In case you are not accustomed to the ProZone tool FM offers, the picture above shows you three things. First of all, the colouration shows you a heat map for the entire team. Heat maps are used by FM to identify the frequency of events spread in a given particular area. Basically, the map gets heated up in areas where the player has had more control of the ball and does most of his work, i.e., it turns redder as the player’s presence in particular areas of the pitch increases.

Secondly, it shows you the average positions of the players when we have possession of the ball and the team assumes its offensive shape. These positions are represented by the green(ish) dots with the squad numbers on the pitch. Thirdly and rather similarly to the previous points, the image shows you the average positions of the players when we have lost possession and line up in our defensive shape.

When we examine the various setups more closely, we can see that there is some sort of method to all this madness. In a way, the offensive setup could be characterised as a lopsided 2-5-3(-0) shape, as the inverted wingbacks move forward to link up with the regular midfielders. In a way, I took the traditional 4-3-3 formation and tilted it, causing it to become top-heavy on the left-hand side, which was the main reasoning behind dropping one of the wingbacks down a notch as well as one of the midfielders, in order to protect the balance of the team.


Attacking is not all about mastering one-on-one situations. It is about vision, movement, smoothness, and a sense of spaces. The roles I have selected generate a unique brand of football and specific patterns of attack. The Trequartista is a mobile creator who plays slightly deeper than the other two forwards. This allows the Inside Forward space to cut inside, whereas the Shadow Striker keeps defenders pinned back with his vertical movement.


In this tactic, I aimed to use the standard attack pattern of the Inside Forward to my advantage to overload the central area. When the Inside Forward cuts inside from the wing, be it to take a shot or to make a pass, he forces the opposing team to readjust their defensive line, which in turn opens up space somewhere. When the ball is moved quickly from one flank to the other, this kind of diagonal movement can often lead to a generous amount of space and a clear cut chance.

What looked like an insane setup on paper, translates into a pretty lean and effective formation on the pitch. The right combination of roles, team instructions and fluidity can help you pull this off. The Trequartista drops back a bit, drawing the attention of the central defender. As the Inside Forward cuts inside to get on the end of the cross-pass, the central defender fails to notice this diagonal movement, which results in an easy goal for the inverted winger.

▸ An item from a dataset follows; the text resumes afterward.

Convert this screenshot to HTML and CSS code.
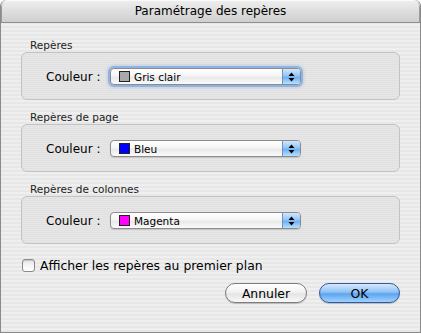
FILE: index.html
```html
<!DOCTYPE html>
<html lang="fr">
<head>
  <meta charset="UTF-8">
  <title>Paramétrage des repères</title>
  <link rel="stylesheet" href="styles.css">
</head>
<body>
  <div class="window">
    <div class="titlebar">Paramétrage des repères</div>

    <div class="content">
      <div class="group">
        <div class="group-label">Repères</div>
        <div class="group-box">
          <span class="field-label">Couleur :</span>
          <div class="popup focused">
            <span class="swatch swatch-gray"></span>
            <span class="popup-text">Gris clair</span>
            <span class="popup-arrows">
              <svg width="7" height="10" viewBox="0 0 7 10"><path d="M3.5 0.5 L6.5 4 L0.5 4 Z M0.5 6 L6.5 6 L3.5 9.5 Z" fill="#000"/></svg>
            </span>
          </div>
        </div>
      </div>

      <div class="group">
        <div class="group-label">Repères de page</div>
        <div class="group-box">
          <span class="field-label">Couleur :</span>
          <div class="popup">
            <span class="swatch swatch-blue"></span>
            <span class="popup-text">Bleu</span>
            <span class="popup-arrows">
              <svg width="7" height="10" viewBox="0 0 7 10"><path d="M3.5 0.5 L6.5 4 L0.5 4 Z M0.5 6 L6.5 6 L3.5 9.5 Z" fill="#000"/></svg>
            </span>
          </div>
        </div>
      </div>

      <div class="group">
        <div class="group-label">Repères de colonnes</div>
        <div class="group-box">
          <span class="field-label">Couleur :</span>
          <div class="popup">
            <span class="swatch swatch-magenta"></span>
            <span class="popup-text">Magenta</span>
            <span class="popup-arrows">
              <svg width="7" height="10" viewBox="0 0 7 10"><path d="M3.5 0.5 L6.5 4 L0.5 4 Z M0.5 6 L6.5 6 L3.5 9.5 Z" fill="#000"/></svg>
            </span>
          </div>
        </div>
      </div>

      <label class="check-row">
        <span class="checkbox"></span>
        <span>Afficher les repères au premier plan</span>
      </label>

      <div class="buttons">
        <button class="btn">Annuler</button>
        <button class="btn btn-default">OK</button>
      </div>
    </div>
  </div>
</body>
</html>
```

FILE: styles.css
```css
/* Global */
body {
  margin: 0;
  padding: 0;
  background: #ffffff;
  font-family: 'DejaVu Sans', 'Liberation Sans', sans-serif;
  color: #000;
}

/* Window frame */
.window {
  width: 421px;
  height: 333px;
  box-sizing: border-box;
  border: 1px solid #8a8a8a;
  border-top: none;
  border-radius: 6px 6px 0 0;
  background: repeating-linear-gradient(to bottom, #efefef 0, #efefef 2px, #e7e7e7 2px, #e7e7e7 4px);
  overflow: hidden;
}

.titlebar {
  height: 22px;
  line-height: 22px;
  text-align: center;
  font-size: 12px;
  background: linear-gradient(to bottom, #efefef 0%, #dedede 50%, #cfcfcf 100%);
  border-bottom: 1px solid #8e8e8e;
  border-radius: 6px 6px 0 0;
  box-shadow: inset 0 1px 0 #fafafa, inset 1px 0 0 #9a9a9a, inset -1px 0 0 #9a9a9a;
}

.content {
  padding: 15px 20px 0 20px;
}

/* Group boxes */
.group {
  margin-bottom: 10px;
}

.group-label {
  height: 14px;
  line-height: 14px;
  font-size: 10.5px;
  padding-left: 9px;
  color: #222;
}

.group-box {
  height: 48px;
  box-sizing: border-box;
  border: 1px solid #c2c2c2;
  border-radius: 6px;
  background: repeating-linear-gradient(to bottom, #e6e6e6 0, #e6e6e6 1px, #e1e1e1 1px, #e1e1e1 2px);
  display: flex;
  align-items: center;
  padding-left: 24px;
  padding-top: 1px;
}

.field-label {
  font-size: 12px;
  width: 64px;
}

/* Pop-up menus */
.popup {
  width: 191px;
  height: 17px;
  box-sizing: border-box;
  border: 1px solid #8c8c8c;
  border-radius: 4px;
  background: linear-gradient(to bottom, #ffffff 0%, #f6f6f6 45%, #e9e9e9 55%, #fafafa 100%);
  display: flex;
  align-items: center;
  padding-left: 8px;
  box-shadow: 0 1px 1px rgba(0, 0, 0, 0.15);
  overflow: hidden;
}

.popup.focused {
  box-shadow: 0 0 0 2px rgba(126, 170, 226, 0.75), 0 0 3px 3px rgba(126, 170, 226, 0.35);
}

.swatch {
  width: 11px;
  height: 11px;
  box-sizing: border-box;
  border: 1px solid #222;
  margin-right: 4px;
}

.swatch-gray { background: #a9a9a9; }
.swatch-blue { background: #0000ff; }
.swatch-magenta { background: #ff00ff; }

.popup-text {
  font-size: 10.5px;
  flex: 1;
}

.popup-arrows {
  width: 17px;
  height: 100%;
  border-left: 1px solid #6f93c4;
  background: linear-gradient(to bottom, #cfe6fc 0%, #94c6f6 45%, #6eb0f2 55%, #b7e0ff 100%);
  display: flex;
  align-items: center;
  justify-content: center;
}

.popup-arrows svg {
  display: block;
}

/* Checkbox */
.check-row {
  display: flex;
  align-items: center;
  height: 16px;
  margin-top: 13px;
  font-size: 12.4px;
  gap: 5px;
  padding-left: 1px;
}

.checkbox {
  width: 13px;
  height: 13px;
  box-sizing: border-box;
  border: 1px solid #8a8a8a;
  border-radius: 3px;
  background: linear-gradient(to bottom, #e6e6e6 0%, #f8f8f8 60%, #ffffff 100%);
  box-shadow: inset 0 1px 1px rgba(0, 0, 0, 0.15);
}

/* Buttons */
.buttons {
  display: flex;
  justify-content: flex-end;
  gap: 12px;
  margin-top: 10px;
}

.btn {
  width: 82px;
  height: 20px;
  box-sizing: border-box;
  border: 1px solid #7c7c7c;
  border-radius: 10px;
  font-family: inherit;
  font-size: 12.4px;
  color: #000;
  padding: 0;
  background: linear-gradient(to bottom, #ffffff 0%, #f2f2f2 45%, #e4e4e4 55%, #f8f8f8 100%);
  box-shadow: 0 1px 1px rgba(0, 0, 0, 0.2);
}

.btn-default {
  width: 81px;
  border-color: #34589a;
  background: linear-gradient(to bottom, #d5e8fd 0%, #8fc2f5 45%, #5ea4ee 55%, #9ed3ff 100%);
}
```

Defensively, the team lines up in a far more traditional 4-3-3(-0) formation, though with the obvious lopsided favour towards the left-hand side. Again, it looks I tilted the traditional 4-3-3 formation to the left side, with a compact midfield that shields the two central defenders and the two wingbacks who are left to protect the flank. The forward three are mostly used to pressure the opposing team into playing long balls.

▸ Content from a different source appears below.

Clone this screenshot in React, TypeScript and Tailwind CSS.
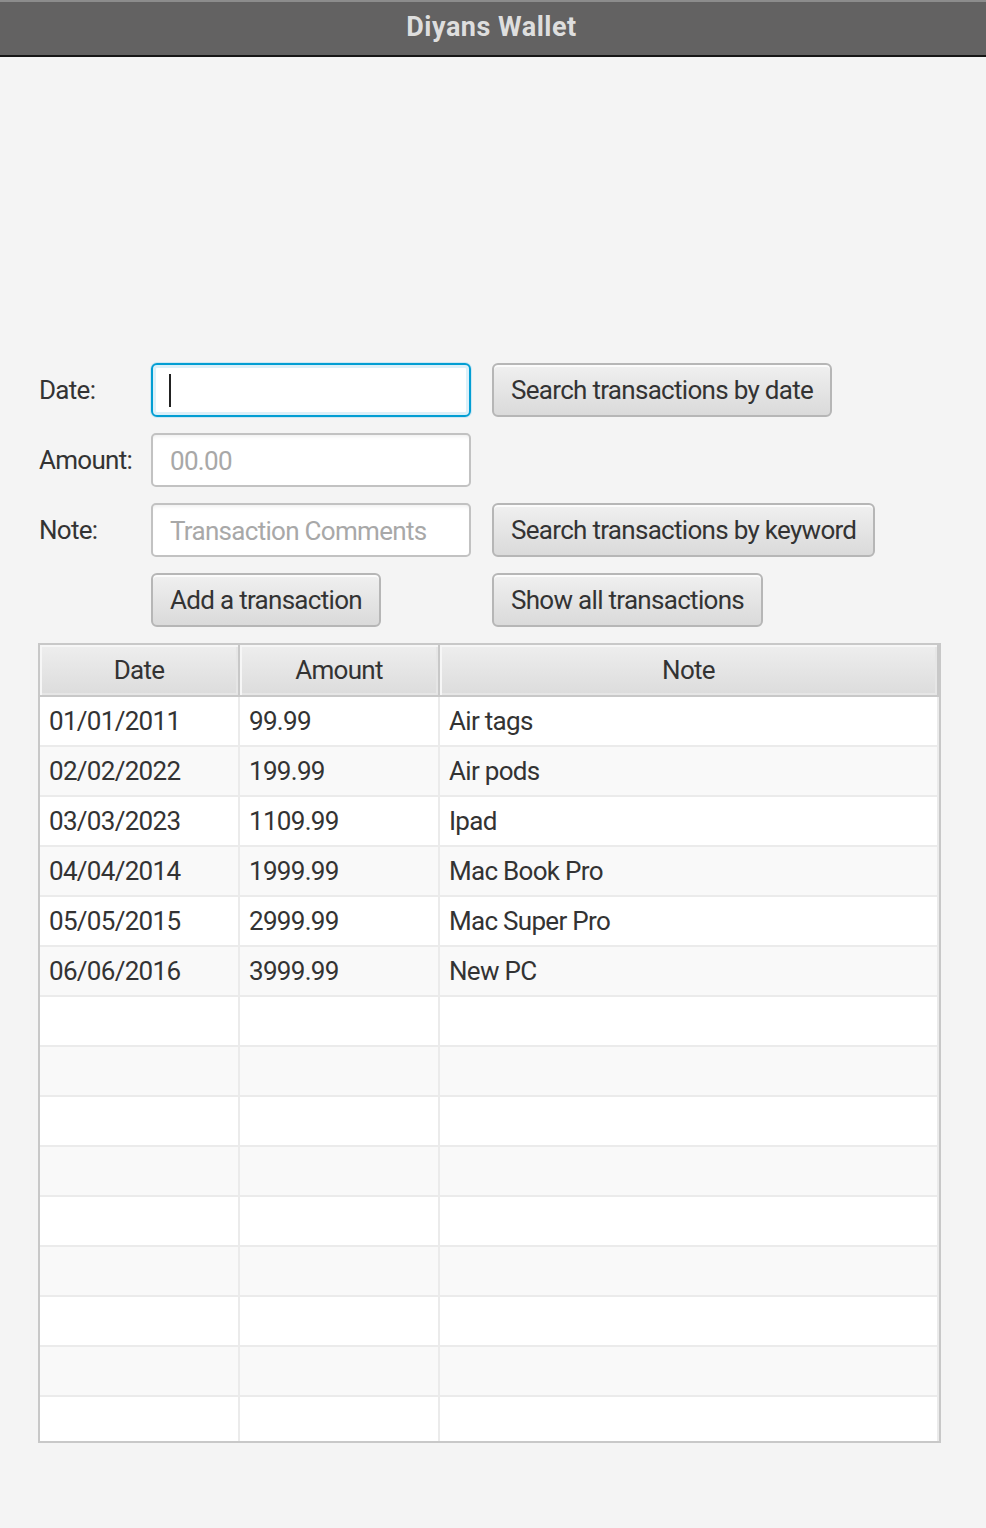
import { useState } from "react";

const rows = [
  { date: "01/01/2011", amount: "99.99", note: "Air tags" },
  { date: "02/02/2022", amount: "199.99", note: "Air pods" },
  { date: "03/03/2023", amount: "1109.99", note: "Ipad" },
  { date: "04/04/2014", amount: "1999.99", note: "Mac Book Pro" },
  { date: "05/05/2015", amount: "2999.99", note: "Mac Super Pro" },
  { date: "06/06/2016", amount: "3999.99", note: "New PC" },
];

const FxButton = ({ label }: { label: string }) => (
  <button className="justify-self-start h-[54px] px-[17px] pt-px rounded-[6px] border-2 border-[#b6b6b6] bg-linear-to-b from-[#f0f0f0] to-[#dadada] shadow-[inset_0_2px_0_rgba(255,255,255,0.75)] text-[26px] text-[#333] tracking-[-0.7px] whitespace-nowrap">
    {label}
  </button>
);

const App = () => {
  const [amount, setAmount] = useState("");
  const [note, setNote] = useState("");

  const filler = Array.from({ length: 9 }, () => ({ date: "", amount: "", note: "" }));
  const allRows = [...rows, ...filler];

  return (
    <div className="min-h-[1528px] bg-[#f4f4f4] font-[Roboto,'Liberation_Sans',sans-serif] text-[#333]">
      <div className="h-[57px] border-t-2 border-t-[#8c8c8c] border-b-2 border-b-[#161616] bg-[#636262] flex items-center justify-center">
        <h1 className="text-[27px] font-bold text-[#dedede] tracking-[0.5px] pb-[3px] pr-[3px]">Diyans Wallet</h1>
      </div>

      <div className="pt-[306px] px-[38px]">
        <div className="grid grid-cols-[113px_341px_auto] auto-rows-[54px] gap-y-[16px] items-center">
          <label className="pl-px pt-px text-[26px] tracking-[-0.7px]">Date:</label>
          <div className="relative w-[320px] h-[54px] rounded-[6px] border-2 border-[#039ed3] bg-white shadow-[0_0_0_1px_#cfe8f3,inset_0_0_0_3px_#dcf0f9]">
            <span className="absolute left-[16px] top-[9px] w-[2px] h-[33px] bg-[#222]" />
          </div>
          <FxButton label="Search transactions by date" />

          <label className="pl-px pt-px text-[26px] tracking-[-0.7px]">Amount:</label>
          <input
            value={amount}
            onChange={(e) => setAmount(e.target.value)}
            placeholder="00.00"
            className="h-[54px] w-[320px] rounded-[5px] border-2 border-[#c2c2c2] bg-white pl-[17px] pt-px text-[26px] tracking-[-0.7px] outline-none shadow-[inset_0_4px_4px_-3px_rgba(0,0,0,0.08)] placeholder:text-[#a8a8a8]"
          />
          <div />

          <label className="pl-px pt-px text-[26px] tracking-[-0.7px]">Note:</label>
          <input
            value={note}
            onChange={(e) => setNote(e.target.value)}
            placeholder="Transaction Comments"
            className="h-[54px] w-[320px] rounded-[5px] border-2 border-[#c2c2c2] bg-white pl-[17px] pt-px text-[26px] tracking-[-0.7px] outline-none shadow-[inset_0_4px_4px_-3px_rgba(0,0,0,0.08)] placeholder:text-[#a8a8a8]"
          />
          <FxButton label="Search transactions by keyword" />

          <div />
          <FxButton label="Add a transaction" />
          <FxButton label="Show all transactions" />
        </div>

        <div className="mt-[16px] w-[903px] h-[800px] border-2 border-[#c8c8c8] bg-white overflow-hidden">
          <div className="grid grid-cols-[200px_200px_1fr] h-[52px] border-b-2 border-[#c8c8c8]">
            {["Date", "Amount", "Note"].map((h) => (
              <div
                key={h}
                className="flex items-center justify-center pt-px border-r-2 border-[#c8c8c8] bg-linear-to-b from-[#eeeeee] to-[#dcdcdc] shadow-[inset_2px_2px_0_#f6f6f6,inset_-2px_-2px_0_#e6e6e6] text-[26px] tracking-[-0.7px]"
              >
                {h}
              </div>
            ))}
          </div>
          {allRows.map((r, i) => (
            <div
              key={i}
              className={`grid grid-cols-[200px_200px_1fr] h-[50px] border-b-2 border-[#ebebeb] ${
                i % 2 === 1 ? "bg-[#f9f9f9]" : "bg-white"
              }`}
            >
              <div className="flex items-center pl-[9px] pt-px border-r-2 border-[#ebebeb] text-[26px] tracking-[-0.7px]">{r.date}</div>
              <div className="flex items-center pl-[9px] pt-px border-r-2 border-[#ebebeb] text-[26px] tracking-[-0.7px]">{r.amount}</div>
              <div className="flex items-center pl-[9px] pt-px border-r-2 border-[#ebebeb] text-[26px] tracking-[-0.7px]">{r.note}</div>
            </div>
          ))}
        </div>
      </div>
    </div>
  );
};

export default App;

In the formation above, the central players are close enough together to be connected, ensuring a compactness within the shape. At this point, the benefits of compactness come into effect, as they can control the maximum amount of space whilst retaining the benefits of a compact block. As the ball is played wide, the team shuffles towards the wide threat, maintaining its cohesive form.

Anyway, now that I have explained what makes this tactic tick and how it works, here’s the download link.

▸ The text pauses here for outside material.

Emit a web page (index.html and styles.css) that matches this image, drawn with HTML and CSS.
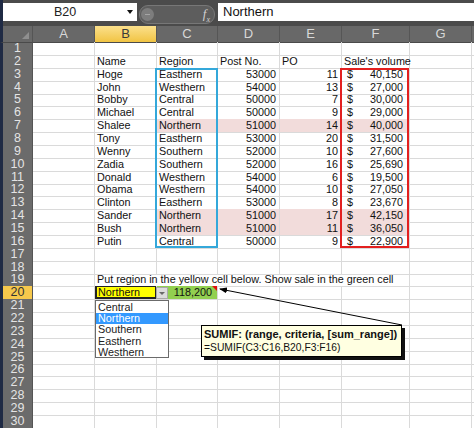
FILE: index.html
```html
<!DOCTYPE html>
<html lang="en">
  <head>
    <meta charset="UTF-8" />
    <meta name="viewport" content="width=device-width, initial-scale=1.0" />
    <title>SUMIF by region</title>
    <link rel="stylesheet" href="styles.css">
  </head>
  <body>
    <div class="formula-bar">
      <div class="name-box">
        <span class="name-text">B20</span>
        <span class="name-arrow"></span>
      </div>
      <div class="fx-pill">
        <span class="pill-dot"></span>
        <span class="fx">f<sub>x</sub></span>
      </div>
      <div class="formula-input">Northern</div>
    </div>

    <div class="sheet">
      <div id="grid"></div>

      <!-- highlighted ranges -->
      <div class="range range-region"></div>
      <div class="range range-sales"></div>

      <!-- comment arrow -->
      <svg class="arrow" width="474" height="403" viewBox="0 0 474 403">
        <defs>
          <marker id="head" markerWidth="8" markerHeight="6" refX="7" refY="3" orient="auto" markerUnits="userSpaceOnUse">
            <path d="M0,0 L8,3 L0,6 Z" fill="#000" />
          </marker>
        </defs>
        <line x1="402" y1="299" x2="220" y2="263" stroke="#000" stroke-width="1" marker-end="url(#head)" />
      </svg>

      <!-- validation dropdown -->
      <div class="dd-button"><span class="dd-caret"></span></div>
      <ul class="dd-list">
        <li>Central</li>
        <li class="picked">Northern</li>
        <li>Southern</li>
        <li>Easthern</li>
        <li>Westhern</li>
      </ul>

      <!-- cell comment -->
      <div class="comment">
        <div class="comment-title">SUMIF: (range, criteria, [sum_range])</div>
        <div class="comment-body">=SUMIF(C3:C16,B20,F3:F16)</div>
      </div>
    </div>

    <script>
      const letters = ["A", "B", "C", "D", "E", "F", "G", ""];
      const people = [
        ["Hoge", "Easthern", 53000, 11, "40,150"],
        ["John", "Westhern", 54000, 13, "27,000"],
        ["Bobby", "Central", 50000, 7, "30,000"],
        ["Michael", "Central", 50000, 9, "29,000"],
        ["Shalee", "Northern", 51000, 14, "40,000"],
        ["Tony", "Easthern", 53000, 20, "31,500"],
        ["Wenny", "Southern", 52000, 10, "27,600"],
        ["Zadia", "Southern", 52000, 16, "25,690"],
        ["Donald", "Westhern", 54000, 6, "19,500"],
        ["Obama", "Westhern", 54000, 10, "27,050"],
        ["Clinton", "Easthern", 53000, 8, "23,670"],
        ["Sander", "Northern", 51000, 17, "42,150"],
        ["Bush", "Northern", 51000, 11, "36,050"],
        ["Putin", "Central", 50000, 9, "22,900"]
      ];
      const grid = document.getElementById("grid");

      function cell(row, cls, html) {
        const div = document.createElement("div");
        div.className = "cell " + (cls || "");
        div.innerHTML = html || "";
        row.appendChild(div);
        return div;
      }

      // column headers
      const head = document.createElement("div");
      head.className = "row head";
      cell(head, "corner");
      letters.forEach((l) => cell(head, "ch" + (l === "B" ? " ch-on" : ""), l));
      grid.appendChild(head);

      for (let r = 1; r <= 30; r++) {
        const row = document.createElement("div");
        row.className = "row";
        cell(row, "rh" + (r === 20 ? " rh-on" : ""), r);
        cell(row, ""); // column A

        if (r === 2) {
          ["Name", "Region", "Post No.", "PO", "Sale's volume", "", ""].forEach((t) =>
            cell(row, "", t)
          );
        } else if (r >= 3 && r <= 16) {
          const p = people[r - 3];
          const tint = p[1] === "Northern" ? " pink" : "";
          cell(row, "", p[0]);
          cell(row, tint, p[1]);
          cell(row, "num" + tint, p[2]);
          cell(row, "num" + tint, p[3]);
          cell(row, "money" + tint, "<span>$</span><span>" + p[4] + "</span>");
          cell(row, "");
          cell(row, "");
        } else if (r === 19) {
          cell(row, "note", "Put region in the yellow cell below. Show sale in the green cell");
          cell(row, "");
          cell(row, "");
        } else if (r === 20) {
          cell(row, "pick", "Northern");
          cell(row, "num total", "118,200");
          ["", "", "", "", ""].forEach(() => cell(row, ""));
        } else {
          for (let c = 0; c < 7; c++) cell(row, "");
        }
        grid.appendChild(row);
      }
    </script>
  </body>
</html>
```

FILE: styles.css
```css
body {
  margin: 0;
  padding: 0;
  font-family: "Liberation Sans", Arial, sans-serif;
  background: #fff;
  overflow: hidden;
}
.formula-bar {
  height: 26px;
  background: #4b4b4b;
  border-left: 3px solid #1f2a44;
  display: flex;
  align-items: flex-start;
  padding-top: 3px;
  box-sizing: border-box;
}
.name-box {
  width: 134px;
  height: 18px;
  background: #fff;
  display: flex;
  align-items: center;
}
.name-text {
  flex: 1;
  text-align: center;
  font-size: 12.5px;
  color: #222;
}
.name-arrow {
  width: 0;
  height: 0;
  border-left: 3.5px solid transparent;
  border-right: 3.5px solid transparent;
  border-top: 4px solid #111;
  margin-right: 4px;
}
.fx-pill {
  width: 69px;
  height: 17px;
  margin: 2px 0 0 2px;
  border-radius: 9px;
  background: #5d5d5d;
  border: 1px solid #777;
  display: flex;
  align-items: center;
  justify-content: space-between;
  padding: 0 4px 0 1px;
}
.pill-dot {
  width: 13px;
  height: 13px;
  border-radius: 50%;
  background: #7d7d7d;
  position: relative;
}
.pill-dot::after {
  content: "";
  position: absolute;
  left: 4px;
  top: 6px;
  width: 5px;
  height: 1px;
  background: #a5a5a5;
}
.fx {
  font-family: "Liberation Serif", serif;
  font-style: italic;
  font-size: 13px;
  color: #d0d0d0;
}
.fx sub {
  font-size: 8px;
}
.formula-input {
  flex: 1;
  height: 18px;
  margin-left: 3px;
  background: #fff;
  font-size: 13px;
  line-height: 18px;
  padding-left: 5px;
  color: #111;
}

/* sheet */
.sheet {
  position: relative;
}
.row {
  display: grid;
  grid-template-columns: 33px 62px 62px 61px 62px 62px 68px 62px 2px;
  height: 12.87px;
}
.row.head {
  height: 16px;
}
.cell {
  box-sizing: border-box;
  border-right: 1px solid #dadada;
  border-bottom: 1px solid #dadada;
  font-size: 10.8px;
  line-height: 12.8px;
  padding: 0 2px;
  white-space: nowrap;
  color: #111;
  min-width: 0;
}
.corner {
  background: #686868;
  border-left: 3px solid #1f2a44;
  border-right: 1px solid #555;
  border-bottom: 1px solid #4a4a4a;
  position: relative;
}
.corner::after {
  content: "";
  position: absolute;
  right: 3px;
  bottom: 3px;
  border-left: 7px solid transparent;
  border-bottom: 7px solid #8f8f8f;
}
.ch {
  background: #686868;
  color: #d8d8d8;
  font-size: 13px;
  line-height: 16px;
  text-align: center;
  border-right: 1px solid #565656;
  border-bottom: 1px solid #4a4a4a;
}
.ch-on {
  background: linear-gradient(#fbe08c, #f1c443);
  color: #3a3a3a;
}
.rh {
  background: #6b6b6b;
  color: #e4e4e4;
  font-size: 12.5px;
  line-height: 13px;
  text-align: center;
  border-left: 3px solid #1f2a44;
  border-right: 1px solid #555;
  border-bottom: 1px solid #5e5e5e;
}
.rh-on {
  background: #f6c84c;
  color: #333;
}
.num {
  text-align: right;
  padding-right: 3px;
}
.money {
  display: flex;
  justify-content: space-between;
  padding: 0 6px 0 5px;
}
.pink {
  background: #f2dcdb;
}
.note {
  grid-column: span 5;
}
.pick {
  background: #ffff00;
  box-shadow: inset 0 0 0 1px #222, inset 1px -1px 0 1px #222;
  padding-left: 3px;
}
.total {
  background: #92d050;
  position: relative;
  padding-right: 5px;
}
.total::after {
  content: "";
  position: absolute;
  right: 0;
  top: 0;
  border-left: 5px solid transparent;
  border-top: 5px solid #e01010;
}

/* overlays */
.range {
  position: absolute;
  box-sizing: border-box;
  top: 41.7px;
  height: 180.5px;
  border: 2px solid;
  pointer-events: none;
}
.range-region {
  left: 155px;
  width: 63px;
  border-color: #34a8da;
}
.range-sales {
  left: 340px;
  width: 69px;
  border-color: #e3201f;
}
.arrow {
  position: absolute;
  left: 0;
  top: 0;
  pointer-events: none;
}
.dd-button {
  position: absolute;
  left: 156px;
  top: 261px;
  width: 12px;
  height: 12px;
  box-sizing: border-box;
  background: #dcdcdc;
  border: 1px solid #a8a8a8;
  display: flex;
  align-items: center;
  justify-content: center;
}
.dd-caret {
  border-left: 3px solid transparent;
  border-right: 3px solid transparent;
  border-top: 3px solid #6a6a6a;
}
.dd-list {
  position: absolute;
  left: 95px;
  top: 274px;
  width: 74px;
  height: 58px;
  margin: 0;
  padding: 1px 0 0;
  list-style: none;
  box-sizing: border-box;
  background: #fff;
  border: 1px solid #6b6b6b;
}
.dd-list li {
  font-size: 10.8px;
  line-height: 11.2px;
  padding-left: 2px;
  color: #222;
}
.dd-list li.picked {
  background: #3399ff;
  color: #fff;
}
.comment {
  position: absolute;
  left: 201px;
  top: 299px;
  width: 201px;
  height: 32px;
  box-sizing: border-box;
  background: #ffffe1;
  border: 1px solid #000;
  box-shadow: 3px 3px 0 #111;
  padding: 1px 2px;
  color: #111;
}
.comment-title {
  font-weight: bold;
  font-size: 11px;
  line-height: 14px;
}
.comment-body {
  font-size: 10.3px;
  line-height: 14px;
}
```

18 thoughts on “Debunking The Formation Myth; The Medusa

  1. Hi Guido,

    I played for 3 games in pre season last evening to test this out ( The symmetry scared me somewhat) …. and I got smashed in all 3 ( 2 teams that were supposedly weaker)


    I love this as a concept though, have you found your formations are more effective in other leagues compared to some? For instance, I found I had great success with a strikerless system whereas in the Premier League, I struggled and in Italy, had very mixed results.

    Also, do pitch dimensions have an effect on any of the systems you implement?

    Would be interesting to hear your ideas?


  2. I found I was getting exposed at right back. Found the IWB was coming inside and leaving that flank vulnerable. What would your thoughts be on switching role to full back and support? potentially maintain the width one side?

    I have been fluctuating between this system and a 4-3-1-2 Strikerless ( which has worked well)


  3. I really like the idea of a IF/A-Treq-SS attack trio, but I’m struggling to see this as the right fit for 2 IWBs – where does your attacking width come from? Are you playing on an aggressive mentality/width settings to compensate?

    Two BWMs also seems odd at first glance, but I suppose you’re trying to force mistakes out of the opposition rather than soaking up pressure.


    • Despite the presence of the IWB’s, the very fluid mentality seems to force the players wide into space when it’s needed. We could experiment with the right flank IWB as a CWB or a more traditional WB.

      The idea behind the two BWM’s was to win the ball back quickly and not sit deep to soak up pressure, correct. Counter-pressing eh 🙂


      • thanks for the shout, Guido 🙂

        Gino, to be fair, it depends what you want him to do in your system. For example, as far as I understand, in the Medusa system he’s there to create space by dropping a bit deeper than the IF&SS so they have space to run into. He would also act as the more creative option of the front three. So straight away I think ‘comes deep to get the ball’ and ‘tries killer balls often’ would complement that nicely. If your system aims to have lots of interplay between the front three with quick, short passes – ‘plays one two’s’ could be very helpful.


  4. This is interesting as usual. I must “admit” that I have known about the huge effectiveness of two bwms for some time now. The only issue I had with this was that I couldn’t find many formational permutations where I could use two bwms. This formation (which actually I remember seeing on the web being used by somebody a long time ago) seems to solve this issue.

    One question tho – as we are talking about a strikerless formation I bet the whole system is a pressing one. So don’t you find problems being caused by the gap at rb?